Be afraid, be very afraid

It's Expanded Terror Threat Day, informally (yet officially) declared every year around this time. As the L.A. Times story says:
U.S. intelligence and law enforcement officials scrambled Friday to identify and find as many as three men who supposedly planned to travel from Afghanistan to detonate car bombs on bridges or in tunnels this weekend in New York and Washington. Officials said they obtained specific but uncorroborated intelligence this week that two or three individuals with close ties to Al Qaeda leaders in Pakistan had entered the United States in a plot to disrupt events planned to commemorate the 10th anniversary of the Sept. 11 attacks.

Vice President Joe Biden told morning TV shows that the intelligence came from a "credible source." ...

The men -- possibly including a U.S. citizen -- were said to have crossed by land from Pakistan to Afghanistan and then to have boarded a series of flights bound for the United States, possibly connecting through Dubai International Airport. ... The warning came from a single trusted source who has given correct information in the past, said a U.S. official who was not authorized to speak to the media. Intelligence officials do not have specific names or fragments of names of any suspects, the official added.

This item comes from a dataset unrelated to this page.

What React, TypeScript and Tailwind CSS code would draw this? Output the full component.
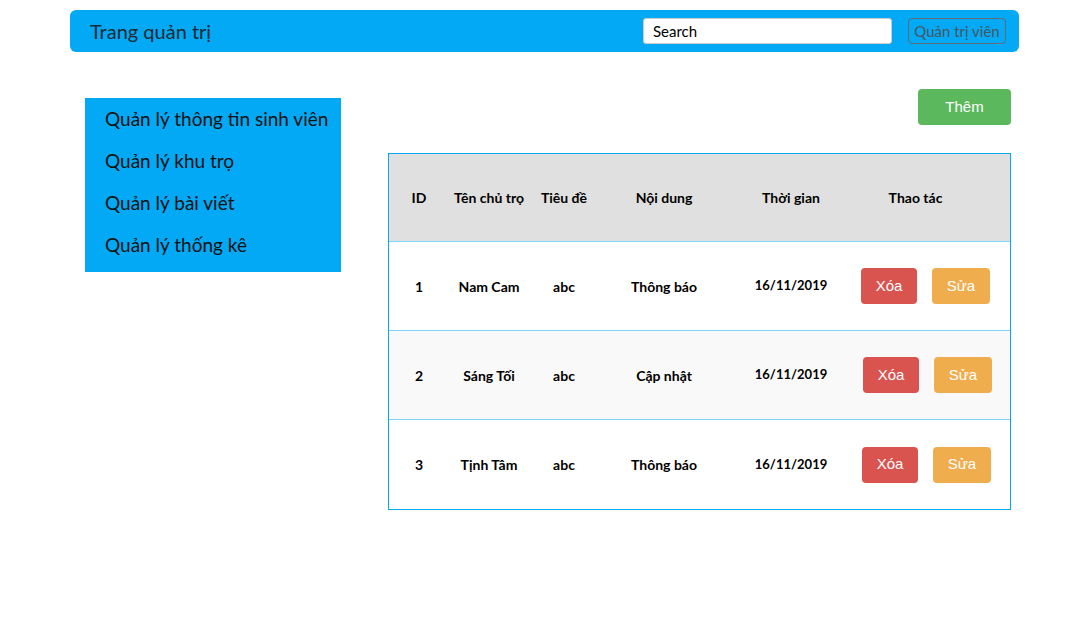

Really? With all the terrorist watch lists, several people crossed on foot from Pakistan to Afghanistan, flew blithely out of Kabul through Dubai and thence to the U.S.? Great. Meanwhile hundreds of innocent people can't fly on a plane at all for reasons they aren't even allowed to know.


Traffic backed up at Manhattan's bridges and tunnels Friday as the New York Police Department set up vehicle checkpoints on nearby streets. Police searched parking garages and stepped up towing of illegally parked cars, and some officers wore portable monitors set to vibrate in the presence of unusual radiation. National Guard troops carrying assault rifles patrolled at Grand Central Terminal and Penn Station, the city's railroad hubs, and police officers increased checks of subway riders' bags. In Washington, police and federal law enforcement increased security around government buildings and monuments. Extra air marshals will fly on domestic flights this weekend, and foreign air carriers have been asked to step up screening of passengers bound for the U.S. In addition, the Transportation Security Administration will deploy more than 600 teams of bomb-sniffing dogs and bag inspectors on train platforms and subway systems around the country.
I feel so safe I could fly. Just not on a plane.